» **SET PROBLEM**
Return the listing below verbatim. Pictures do not belong in the copy.

** START STORED DATA **

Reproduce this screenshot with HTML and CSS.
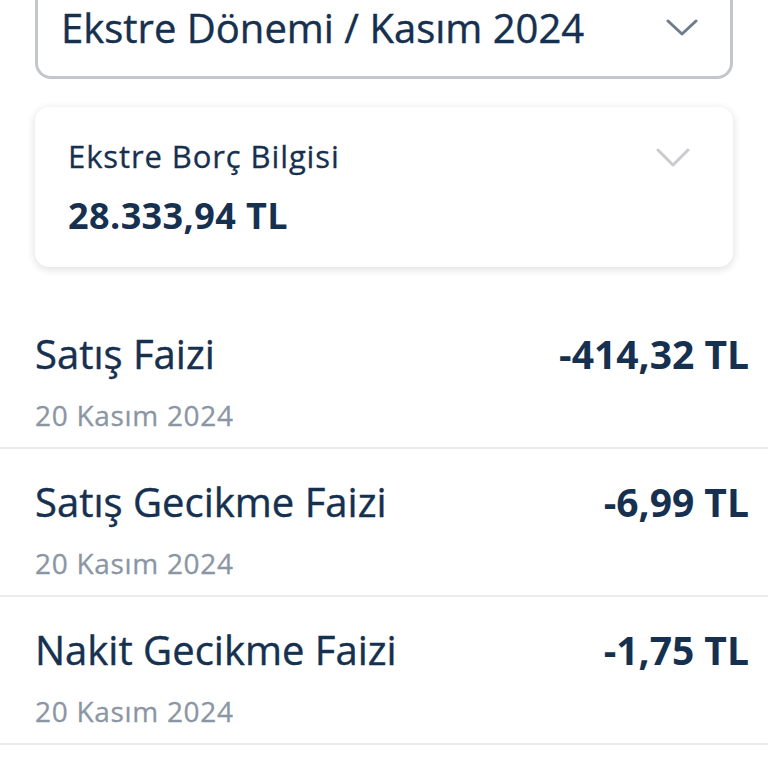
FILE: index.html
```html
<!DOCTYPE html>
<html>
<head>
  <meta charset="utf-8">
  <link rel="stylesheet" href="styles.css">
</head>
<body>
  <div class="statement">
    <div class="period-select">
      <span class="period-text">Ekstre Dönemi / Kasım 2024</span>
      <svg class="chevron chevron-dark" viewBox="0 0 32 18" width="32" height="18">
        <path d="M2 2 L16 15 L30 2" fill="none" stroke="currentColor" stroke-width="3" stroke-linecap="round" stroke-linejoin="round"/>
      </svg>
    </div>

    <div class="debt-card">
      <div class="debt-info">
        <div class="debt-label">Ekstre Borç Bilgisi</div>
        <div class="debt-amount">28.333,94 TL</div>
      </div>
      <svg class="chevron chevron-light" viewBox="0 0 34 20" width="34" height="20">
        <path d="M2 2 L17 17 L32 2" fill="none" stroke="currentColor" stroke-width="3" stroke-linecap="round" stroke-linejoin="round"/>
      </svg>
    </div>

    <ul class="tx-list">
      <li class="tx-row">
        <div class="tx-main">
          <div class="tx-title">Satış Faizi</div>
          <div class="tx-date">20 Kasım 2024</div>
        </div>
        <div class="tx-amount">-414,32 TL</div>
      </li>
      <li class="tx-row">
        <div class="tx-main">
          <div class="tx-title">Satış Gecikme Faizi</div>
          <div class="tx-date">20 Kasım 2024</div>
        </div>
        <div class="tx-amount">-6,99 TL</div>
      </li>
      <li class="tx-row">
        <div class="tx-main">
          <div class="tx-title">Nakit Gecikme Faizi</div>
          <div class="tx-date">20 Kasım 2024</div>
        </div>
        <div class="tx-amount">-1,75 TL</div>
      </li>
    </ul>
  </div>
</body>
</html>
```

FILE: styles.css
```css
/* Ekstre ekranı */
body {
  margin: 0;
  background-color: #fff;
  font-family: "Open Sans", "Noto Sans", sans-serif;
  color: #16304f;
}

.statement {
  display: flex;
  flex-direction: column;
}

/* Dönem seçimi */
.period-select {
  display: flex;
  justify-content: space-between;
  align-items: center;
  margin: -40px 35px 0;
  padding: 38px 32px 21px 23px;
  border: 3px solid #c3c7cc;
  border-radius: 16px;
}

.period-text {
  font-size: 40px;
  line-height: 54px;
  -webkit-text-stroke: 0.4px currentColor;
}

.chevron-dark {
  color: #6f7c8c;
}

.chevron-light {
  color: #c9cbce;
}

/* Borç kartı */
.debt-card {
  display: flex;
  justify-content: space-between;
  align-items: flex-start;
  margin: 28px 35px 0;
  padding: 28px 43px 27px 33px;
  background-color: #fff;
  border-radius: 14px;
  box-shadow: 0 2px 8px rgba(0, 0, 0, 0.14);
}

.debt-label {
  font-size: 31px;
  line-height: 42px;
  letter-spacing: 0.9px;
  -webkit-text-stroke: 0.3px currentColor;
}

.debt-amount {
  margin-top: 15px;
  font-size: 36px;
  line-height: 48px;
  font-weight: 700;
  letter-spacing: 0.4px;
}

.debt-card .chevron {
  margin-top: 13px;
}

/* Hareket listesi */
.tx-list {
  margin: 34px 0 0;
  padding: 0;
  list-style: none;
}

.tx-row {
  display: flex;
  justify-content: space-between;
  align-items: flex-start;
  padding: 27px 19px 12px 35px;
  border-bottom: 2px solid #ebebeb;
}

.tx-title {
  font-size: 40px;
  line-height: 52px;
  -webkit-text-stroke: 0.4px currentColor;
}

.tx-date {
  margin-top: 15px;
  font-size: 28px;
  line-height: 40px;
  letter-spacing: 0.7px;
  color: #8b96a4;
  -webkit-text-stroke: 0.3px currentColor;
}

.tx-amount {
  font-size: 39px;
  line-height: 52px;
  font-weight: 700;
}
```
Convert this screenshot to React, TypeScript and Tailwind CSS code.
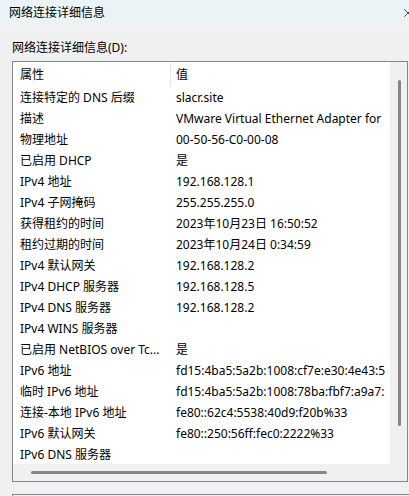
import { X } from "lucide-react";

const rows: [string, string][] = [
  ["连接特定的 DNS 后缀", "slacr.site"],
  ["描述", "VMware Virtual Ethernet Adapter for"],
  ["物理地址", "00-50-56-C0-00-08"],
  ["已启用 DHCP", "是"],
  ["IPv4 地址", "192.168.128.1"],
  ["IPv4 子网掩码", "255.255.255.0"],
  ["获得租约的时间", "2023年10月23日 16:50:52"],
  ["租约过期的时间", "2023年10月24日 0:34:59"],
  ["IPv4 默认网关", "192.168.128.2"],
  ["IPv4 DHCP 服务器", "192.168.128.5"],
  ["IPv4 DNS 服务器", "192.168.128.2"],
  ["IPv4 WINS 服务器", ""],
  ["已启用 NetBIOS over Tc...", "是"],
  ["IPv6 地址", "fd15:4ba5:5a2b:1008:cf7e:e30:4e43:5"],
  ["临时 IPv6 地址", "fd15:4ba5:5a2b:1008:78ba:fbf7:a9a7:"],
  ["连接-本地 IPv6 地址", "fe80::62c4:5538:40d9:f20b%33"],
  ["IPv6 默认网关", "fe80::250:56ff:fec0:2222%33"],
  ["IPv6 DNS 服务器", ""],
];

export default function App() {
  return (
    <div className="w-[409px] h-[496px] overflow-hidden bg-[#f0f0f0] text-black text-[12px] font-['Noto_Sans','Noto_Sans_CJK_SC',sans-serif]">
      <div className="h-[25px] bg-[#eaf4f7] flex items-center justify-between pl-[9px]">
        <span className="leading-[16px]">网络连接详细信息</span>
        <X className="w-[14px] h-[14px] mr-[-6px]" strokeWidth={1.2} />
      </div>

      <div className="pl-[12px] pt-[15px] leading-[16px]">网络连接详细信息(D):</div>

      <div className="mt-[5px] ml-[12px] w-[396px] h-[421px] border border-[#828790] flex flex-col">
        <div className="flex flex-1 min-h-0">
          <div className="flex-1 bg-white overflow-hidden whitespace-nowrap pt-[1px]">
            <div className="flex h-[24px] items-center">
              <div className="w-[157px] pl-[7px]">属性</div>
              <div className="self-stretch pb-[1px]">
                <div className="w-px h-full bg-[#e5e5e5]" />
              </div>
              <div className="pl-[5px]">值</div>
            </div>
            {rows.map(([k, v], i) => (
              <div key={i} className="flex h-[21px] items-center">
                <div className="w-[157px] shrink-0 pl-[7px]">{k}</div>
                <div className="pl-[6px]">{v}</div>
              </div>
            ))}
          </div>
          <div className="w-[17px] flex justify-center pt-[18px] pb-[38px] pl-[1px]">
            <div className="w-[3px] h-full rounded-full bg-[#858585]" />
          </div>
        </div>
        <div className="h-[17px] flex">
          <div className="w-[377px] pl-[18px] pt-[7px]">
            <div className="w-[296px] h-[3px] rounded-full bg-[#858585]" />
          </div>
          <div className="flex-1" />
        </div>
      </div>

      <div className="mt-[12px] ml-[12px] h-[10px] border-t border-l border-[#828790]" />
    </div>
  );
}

** END STORED DATA **

» **ANSWER**
Reproduce this screenshot with HTML and CSS.
FILE: index.html
```html
<!DOCTYPE html>
<html>
<head>
  <meta charset="utf-8">
  <link rel="stylesheet" href="styles.css">
</head>
<body>
  <div class="statement">
    <div class="period-select">
      <span class="period-text">Ekstre Dönemi / Kasım 2024</span>
      <svg class="chevron chevron-dark" viewBox="0 0 32 18" width="32" height="18">
        <path d="M2 2 L16 15 L30 2" fill="none" stroke="currentColor" stroke-width="3" stroke-linecap="round" stroke-linejoin="round"/>
      </svg>
    </div>

    <div class="debt-card">
      <div class="debt-info">
        <div class="debt-label">Ekstre Borç Bilgisi</div>
        <div class="debt-amount">28.333,94 TL</div>
      </div>
      <svg class="chevron chevron-light" viewBox="0 0 34 20" width="34" height="20">
        <path d="M2 2 L17 17 L32 2" fill="none" stroke="currentColor" stroke-width="3" stroke-linecap="round" stroke-linejoin="round"/>
      </svg>
    </div>

    <ul class="tx-list">
      <li class="tx-row">
        <div class="tx-main">
          <div class="tx-title">Satış Faizi</div>
          <div class="tx-date">20 Kasım 2024</div>
        </div>
        <div class="tx-amount">-414,32 TL</div>
      </li>
      <li class="tx-row">
        <div class="tx-main">
          <div class="tx-title">Satış Gecikme Faizi</div>
          <div class="tx-date">20 Kasım 2024</div>
        </div>
        <div class="tx-amount">-6,99 TL</div>
      </li>
      <li class="tx-row">
        <div class="tx-main">
          <div class="tx-title">Nakit Gecikme Faizi</div>
          <div class="tx-date">20 Kasım 2024</div>
        </div>
        <div class="tx-amount">-1,75 TL</div>
      </li>
    </ul>
  </div>
</body>
</html>
```

FILE: styles.css
```css
/* Ekstre ekranı */
body {
  margin: 0;
  background-color: #fff;
  font-family: "Open Sans", "Noto Sans", sans-serif;
  color: #16304f;
}

.statement {
  display: flex;
  flex-direction: column;
}

/* Dönem seçimi */
.period-select {
  display: flex;
  justify-content: space-between;
  align-items: center;
  margin: -40px 35px 0;
  padding: 38px 32px 21px 23px;
  border: 3px solid #c3c7cc;
  border-radius: 16px;
}

.period-text {
  font-size: 40px;
  line-height: 54px;
  -webkit-text-stroke: 0.4px currentColor;
}

.chevron-dark {
  color: #6f7c8c;
}

.chevron-light {
  color: #c9cbce;
}

/* Borç kartı */
.debt-card {
  display: flex;
  justify-content: space-between;
  align-items: flex-start;
  margin: 28px 35px 0;
  padding: 28px 43px 27px 33px;
  background-color: #fff;
  border-radius: 14px;
  box-shadow: 0 2px 8px rgba(0, 0, 0, 0.14);
}

.debt-label {
  font-size: 31px;
  line-height: 42px;
  letter-spacing: 0.9px;
  -webkit-text-stroke: 0.3px currentColor;
}

.debt-amount {
  margin-top: 15px;
  font-size: 36px;
  line-height: 48px;
  font-weight: 700;
  letter-spacing: 0.4px;
}

.debt-card .chevron {
  margin-top: 13px;
}

/* Hareket listesi */
.tx-list {
  margin: 34px 0 0;
  padding: 0;
  list-style: none;
}

.tx-row {
  display: flex;
  justify-content: space-between;
  align-items: flex-start;
  padding: 27px 19px 12px 35px;
  border-bottom: 2px solid #ebebeb;
}

.tx-title {
  font-size: 40px;
  line-height: 52px;
  -webkit-text-stroke: 0.4px currentColor;
}

.tx-date {
  margin-top: 15px;
  font-size: 28px;
  line-height: 40px;
  letter-spacing: 0.7px;
  color: #8b96a4;
  -webkit-text-stroke: 0.3px currentColor;
}

.tx-amount {
  font-size: 39px;
  line-height: 52px;
  font-weight: 700;
}
```
Convert this screenshot to React, TypeScript and Tailwind CSS code.
import { X } from "lucide-react";

const rows: [string, string][] = [
  ["连接特定的 DNS 后缀", "slacr.site"],
  ["描述", "VMware Virtual Ethernet Adapter for"],
  ["物理地址", "00-50-56-C0-00-08"],
  ["已启用 DHCP", "是"],
  ["IPv4 地址", "192.168.128.1"],
  ["IPv4 子网掩码", "255.255.255.0"],
  ["获得租约的时间", "2023年10月23日 16:50:52"],
  ["租约过期的时间", "2023年10月24日 0:34:59"],
  ["IPv4 默认网关", "192.168.128.2"],
  ["IPv4 DHCP 服务器", "192.168.128.5"],
  ["IPv4 DNS 服务器", "192.168.128.2"],
  ["IPv4 WINS 服务器", ""],
  ["已启用 NetBIOS over Tc...", "是"],
  ["IPv6 地址", "fd15:4ba5:5a2b:1008:cf7e:e30:4e43:5"],
  ["临时 IPv6 地址", "fd15:4ba5:5a2b:1008:78ba:fbf7:a9a7:"],
  ["连接-本地 IPv6 地址", "fe80::62c4:5538:40d9:f20b%33"],
  ["IPv6 默认网关", "fe80::250:56ff:fec0:2222%33"],
  ["IPv6 DNS 服务器", ""],
];

export default function App() {
  return (
    <div className="w-[409px] h-[496px] overflow-hidden bg-[#f0f0f0] text-black text-[12px] font-['Noto_Sans','Noto_Sans_CJK_SC',sans-serif]">
      <div className="h-[25px] bg-[#eaf4f7] flex items-center justify-between pl-[9px]">
        <span className="leading-[16px]">网络连接详细信息</span>
        <X className="w-[14px] h-[14px] mr-[-6px]" strokeWidth={1.2} />
      </div>

      <div className="pl-[12px] pt-[15px] leading-[16px]">网络连接详细信息(D):</div>

      <div className="mt-[5px] ml-[12px] w-[396px] h-[421px] border border-[#828790] flex flex-col">
        <div className="flex flex-1 min-h-0">
          <div className="flex-1 bg-white overflow-hidden whitespace-nowrap pt-[1px]">
            <div className="flex h-[24px] items-center">
              <div className="w-[157px] pl-[7px]">属性</div>
              <div className="self-stretch pb-[1px]">
                <div className="w-px h-full bg-[#e5e5e5]" />
              </div>
              <div className="pl-[5px]">值</div>
            </div>
            {rows.map(([k, v], i) => (
              <div key={i} className="flex h-[21px] items-center">
                <div className="w-[157px] shrink-0 pl-[7px]">{k}</div>
                <div className="pl-[6px]">{v}</div>
              </div>
            ))}
          </div>
          <div className="w-[17px] flex justify-center pt-[18px] pb-[38px] pl-[1px]">
            <div className="w-[3px] h-full rounded-full bg-[#858585]" />
          </div>
        </div>
        <div className="h-[17px] flex">
          <div className="w-[377px] pl-[18px] pt-[7px]">
            <div className="w-[296px] h-[3px] rounded-full bg-[#858585]" />
          </div>
          <div className="flex-1" />
        </div>
      </div>

      <div className="mt-[12px] ml-[12px] h-[10px] border-t border-l border-[#828790]" />
    </div>
  );
}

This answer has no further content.